The case of Carroll Fife is curious. Why did she handily win re-election, when all of her woke colleagues went down to defeat? I live in her district, D3, a part of the city I’ve inhabited for close to 40 years and understand. As it turns out, D3, a huge area than includes West Oakland, the waterfront, Old Oakland, Downtown, Lakeside, Uptown, Adam’s Point, and the Port, has emerged as the most radically left region in Oakland, more like Berkeley in its wokeness. There are lots of young people in D3, and young people, bless them, vote with their emotions, not with their heads.

I think most of my readers understand Fife for what she really is: a dangerous ideologue, an anti-White racist whose lifelong ambition has been to undermine our democracy, and form some kind of Black-led, communist-inspired dictatorship. The local media has done an awful job in conveying who and what Carroll Fife is. In part, this is because they themselves are leftwing pedants, and they’ll never criticize their own. It’s also because Fife is adept at hiding her tracks. She only reveals her anti-Whiteness behind closed doors and through code words. She’s become clever about dissociating herself from the defund the police movement she helped inaugurate. As she perceived public opinion shifting strongly in support of the police, she toned down her rhetoric. She didn’t change her actual views—she still wants to defund if not abolish the police—but she learned to tiptoe around the issue, knowing that reporters from the Chronicle, Oaklandside or KQED would never pressure her. As a result, most of the people who voted for Fife know nothing about her, beyond that she’s “for” the homeless and wants to “reform” a police department that doesn’t need reforming.

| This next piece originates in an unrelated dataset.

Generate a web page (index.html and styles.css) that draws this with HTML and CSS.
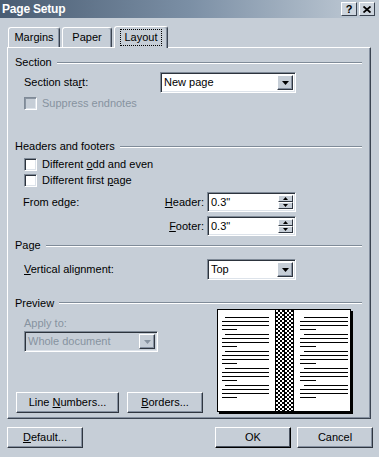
FILE: index.html
```html
<!DOCTYPE html>
<html lang="en">
<head>
    <meta charset="UTF-8">
    <meta name="viewport" content="width=device-width, initial-scale=1.0">
    <title>Page Setup</title>
    <link rel="stylesheet" href="styles.css">
</head>
<body>
    <div class="titlebar">
        <span class="title">Page Setup</span>
        <div class="title-buttons">
            <span class="tbtn">?</span>
            <span class="tbtn">
                <svg width="8" height="7" viewBox="0 0 8 7"><path d="M0.5 0.5L7.5 6.5M7.5 0.5L0.5 6.5" stroke="#000" stroke-width="1.8"/></svg>
            </span>
        </div>
    </div>

    <div class="tabs">
        <div class="tab t-margins">Margins</div>
        <div class="tab t-paper">Paper</div>
        <div class="tab t-layout active"><span class="focus">Layout</span></div>
    </div>

    <div class="panel">
        <div class="group g-section"><span>Section</span><span class="rule"></span></div>
        <div class="row r-start">
            <span class="lbl w-start">Section sta<u>r</u>t:</span>
            <div class="select s-start">
                <span class="val">New page</span>
                <span class="arrow"><svg width="7" height="4" viewBox="0 0 7 4"><path d="M0 0h7L3.5 4z"/></svg></span>
            </div>
        </div>
        <div class="row r-suppress disabled">
            <span class="check off"></span>
            <span>Suppress endnotes</span>
        </div>

        <div class="group g-headers"><span>Headers and footers</span><span class="rule"></span></div>
        <div class="row r-odd">
            <span class="check"></span>
            <span>Different <u>o</u>dd and even</span>
        </div>
        <div class="row r-first">
            <span class="check"></span>
            <span>Different first <u>p</u>age</span>
        </div>
        <div class="row r-header">
            <span class="lbl w-edge">From edge:</span>
            <span class="lbl w-hf"><u>H</u>eader:</span>
            <div class="spin">
                <span class="val">0.3"</span>
                <div class="spin-btns">
                    <span><svg width="5" height="3" viewBox="0 0 5 3"><path d="M2.5 0L5 3H0z"/></svg></span>
                    <span><svg width="5" height="3" viewBox="0 0 5 3"><path d="M0 0h5L2.5 3z"/></svg></span>
                </div>
            </div>
        </div>
        <div class="row r-footer">
            <span class="lbl w-edge"></span>
            <span class="lbl w-hf"><u>F</u>ooter:</span>
            <div class="spin">
                <span class="val">0.3"</span>
                <div class="spin-btns">
                    <span><svg width="5" height="3" viewBox="0 0 5 3"><path d="M2.5 0L5 3H0z"/></svg></span>
                    <span><svg width="5" height="3" viewBox="0 0 5 3"><path d="M0 0h5L2.5 3z"/></svg></span>
                </div>
            </div>
        </div>

        <div class="group g-page"><span>Page</span><span class="rule"></span></div>
        <div class="row r-valign">
            <span class="lbl w-valign"><u>V</u>ertical alignment:</span>
            <div class="select s-valign">
                <span class="val">Top</span>
                <span class="arrow"><svg width="7" height="4" viewBox="0 0 7 4"><path d="M0 0h7L3.5 4z"/></svg></span>
            </div>
        </div>

        <div class="group g-preview"><span>Preview</span><span class="rule"></span></div>
        <div class="preview-area">
            <div class="preview-left">
                <span class="apply-label">Apply to:</span>
                <div class="select s-apply disabled">
                    <span class="val">Whole document</span>
                    <span class="arrow"><svg width="7" height="4" viewBox="0 0 7 4"><path d="M0 0h7L3.5 4z"/></svg></span>
                </div>
                <div class="preview-buttons">
                    <span class="btn b-lines"><span>Line <u>N</u>umbers...</span></span>
                    <span class="btn b-borders"><span><u>B</u>orders...</span></span>
                </div>
            </div>
            <div class="book">
                <div class="page page-l">
                    <div class="para"><i></i><i></i><i></i><i></i></div>
                    <div class="para"><i></i><i></i><i></i><i></i></div>
                    <div class="para"><i></i><i></i><i></i><i></i></div>
                    <div class="para"><i></i><i></i><i></i><i></i></div>
                    <div class="para"><i></i><i></i><i></i><i></i></div>
                </div>
                <div class="gutter"><span class="chk"></span><span class="seam"></span><span class="chk"></span></div>
                <div class="page page-r">
                    <div class="para"><i></i><i></i><i></i><i></i></div>
                    <div class="para"><i></i><i></i><i></i><i></i></div>
                    <div class="para"><i></i><i></i><i></i><i></i></div>
                    <div class="para"><i></i><i></i><i></i><i></i></div>
                    <div class="para"><i></i><i></i><i></i><i></i></div>
                </div>
            </div>
        </div>
    </div>

    <div class="footer">
        <span class="btn"><span><u>D</u>efault...</span></span>
        <span class="spacer"></span>
        <span class="btn default">OK</span>
        <span class="btn">Cancel</span>
    </div>
</body>
</html>
```

FILE: styles.css
```css
*{
    box-sizing: border-box;
}
body{
    margin: 0;
    width: 379px;
    height: 457px;
    overflow: hidden;
    background: #c6ced7;
    font-family: "Liberation Sans", Arial, sans-serif;
    font-size: 11px;
    line-height: 13px;
    color: #000;
}
u{
    text-decoration-thickness: 1px;
    text-underline-offset: 1px;
}

/* title bar */
.titlebar{
    height: 18px;
    display: flex;
    align-items: center;
    justify-content: space-between;
    padding: 0 4px 0 2px;
    background: linear-gradient(to right, #4a5d73, #7b8fa5 50%, #c4ced8);
}
.title{
    color: #fff;
    font-weight: bold;
    font-size: 12px;
    letter-spacing: -0.2px;
}
.title-buttons{
    display: flex;
    gap: 2px;
}
.tbtn{
    width: 16px;
    height: 14px;
    display: flex;
    align-items: center;
    justify-content: center;
    background: #cdd5de;
    border: 1px solid;
    border-color: #fff #3a4350 #3a4350 #fff;
    font-weight: bold;
    font-size: 11px;
}

/* tabs */
.tabs{
    height: 29px;
    display: flex;
    align-items: flex-end;
    gap: 2px;
    padding-left: 8px;
}
.tab{
    height: 20px;
    display: flex;
    align-items: center;
    justify-content: center;
    border: 1px solid;
    border-bottom: none;
    border-color: #fff #3a4350 transparent #fff;
    border-radius: 3px 3px 0 0;
    box-shadow: inset -1px 0 #8590a0;
}
.t-margins{ width: 52px; }
.t-paper{ width: 50px; }
.t-layout{ width: 54px; }
.tab.active{
    height: 22px;
    margin-bottom: -1px;
    position: relative;
    z-index: 1;
    background: #c6ced7;
}
.focus{
    outline: 1px dotted #000;
    padding: 1px 3px;
}

/* panel */
.panel{
    margin: 0 8px 0 7px;
    padding: 0 7px 5px 7px;
    border: 1px solid;
    border-color: #fff #3a4350 #3a4350 #fff;
    box-shadow: inset -1px -1px #8590a0;
}
.group{
    height: 13px;
    display: flex;
    align-items: center;
}
.rule{
    flex: 1;
    margin: 0 1px 0 5px;
    border-top: 1px solid #7f8b98;
    border-bottom: 1px solid #fff;
}
.g-section{ margin-top: 8px; }
.g-headers{ margin-top: 30px; }
.g-page{ margin-top: 3px; }
.g-preview{ margin-top: 17px; height: 12px; }

.row{
    display: flex;
    align-items: center;
    margin-left: 9px;
}
.r-start{ margin-top: 3px; }
.r-suppress{ margin-top: 4px; }
.r-odd{ margin-top: 5px; }
.r-first{ margin-top: 3px; }
.r-header{ margin-top: 5px; margin-left: 8px; }
.r-footer{ margin-top: 4px; margin-left: 8px; }
.r-valign{ margin-top: 7px; }
.disabled{
    color: #8793a0;
}

.w-start{ width: 136px; }
.w-edge{ width: 130px; }
.w-hf{ width: 51px; text-align: right; }
.w-valign{ width: 183px; }

/* sunken fields */
.select, .spin{
    display: flex;
    align-items: center;
    background: #fff;
    border: 1px solid;
    border-color: #7f8a97 #fff #fff #7f8a97;
    box-shadow: inset 1px 1px #2c333c, inset -1px -1px #dde3ea;
    padding: 2px 2px 2px 3px;
}
.select{ height: 21px; }
.spin{ height: 20px; width: 89px; margin-left: 3px; }
.val{
    flex: 1;
}
.s-start{ width: 136px; }
.s-valign{ width: 89px; }
.arrow{
    width: 16px;
    height: 100%;
    display: flex;
    align-items: center;
    justify-content: center;
    background: #c6ced7;
    border: 1px solid;
    border-color: #fff #2f3640 #2f3640 #fff;
    box-shadow: inset -1px -1px #8590a0;
}
.select.disabled{
    background: #c6ced7;
}
.select.disabled svg{
    fill: #8793a0;
}
.spin-btns{
    width: 15px;
    height: 100%;
    display: flex;
    flex-direction: column;
}
.spin-btns span{
    flex: 1;
    display: flex;
    align-items: center;
    justify-content: center;
    background: #c6ced7;
    border: 1px solid;
    border-color: #fff #2f3640 #2f3640 #fff;
}

.check{
    width: 13px;
    height: 13px;
    margin-right: 5px;
    background: #fff;
    border: 1px solid;
    border-color: #7f8a97 #fff #fff #7f8a97;
    box-shadow: inset 1px 1px #2c333c, inset -1px -1px #dde3ea;
}
.check.off{
    background: #c6ced7;
    box-shadow: inset 1px 1px #8a95a2, inset -1px -1px #dde3ea;
}

/* preview */
.preview-area{
    height: 104px;
    display: flex;
}
.preview-left{
    width: 202px;
    display: flex;
    flex-direction: column;
}
.apply-label{
    margin: 8px 0 0 9px;
    color: #8793a0;
}
.s-apply{
    width: 134px;
    margin: 1px 0 0 9px;
}
.preview-buttons{
    margin: auto 0 0 1px;
    display: flex;
    gap: 8px;
}
.b-lines{ width: 103px; }
.b-borders{ width: 76px; }

.book{
    width: 134px;
    height: 103px;
    display: flex;
    background: #fff;
    border: 1px solid #000;
    box-shadow: 2px 2px 0 #000;
}
.page{
    overflow: hidden;
    padding-top: 7px;
}
.page-l{ width: 57px; padding-left: 4px; }
.page-r{ flex: 1; padding-left: 6px; }
.para{
    margin-bottom: 4px;
}
.para i{
    display: block;
    height: 1px;
    margin-bottom: 3px;
    background: #000;
    width: 47px;
}
.para i:first-child{ margin-left: 3px; width: 44px; }
.para i:last-child{ width: 15px; }
.page-r .para i{ width: 48px; }
.page-r .para i:first-child{ margin-left: 4px; width: 44px; }
.page-r .para i:last-child{ width: 16px; }
.gutter{
    width: 19px;
    display: flex;
    border-left: 1px solid #000;
    border-right: 1px solid #000;
}
.chk{
    flex: 1;
    background: repeating-conic-gradient(#000 0 25%, #fff 0 50%) 0 0 / 4px 4px;
}
.seam{
    width: 1px;
    background: #000;
}

/* buttons */
.btn{
    height: 21px;
    display: flex;
    align-items: center;
    justify-content: center;
    background: #c6ced7;
    border: 1px solid;
    border-color: #fff #2f3640 #2f3640 #fff;
    box-shadow: inset -1px -1px #8590a0;
}
.btn.default{
    border-color: #fff #000 #000 #fff;
    box-shadow: inset -1px -1px #4a5360;
}
.footer{
    display: flex;
    gap: 6px;
    margin-top: 8px;
    padding: 0 6px 0 7px;
}
.footer .btn{
    width: 76px;
}
.spacer{
    flex: 1;
}
```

So we’re going to have to put up with Fife for a while longer. Her “activist base” is smaller than ever, and she has zero ability to expand it into a true voter base. But the unions still back her, with all their tainted money. And while D3’s young voters show no inclination to learn from their mistakes, every time one of them becomes a victim of crime, he or she is more likely to understand the need for law and order.

If we’ve learned one thing from this election, it’s that when we’re united, we can accomplish miracles. Everybody said it would be impossible to recall Price and Thao, but we did (and kudos to our friends Carl Chan, Seneca Scott, Brenda Grisham and Brenda Harbin-Forte). Now, as we continue the work of undoing the poisonous hold that wokeism has on Oakland, we’ll be watching Fife very closely. With Bas, Kaplan, Kalb and Thao, gone, she no longer has any allies, and will stand alone, in all her malignity, with the disinfecting sunlight of truth shining on her.

Bas, who apparently has lost her bid for Supervisor, will now become interim mayor for a while. This represents a threat to our movement. We’re going to have to keep a watchful eye on her, as well as on Fife. I wouldn’t put anything past this unscrupulous, treacherous pair of politicians.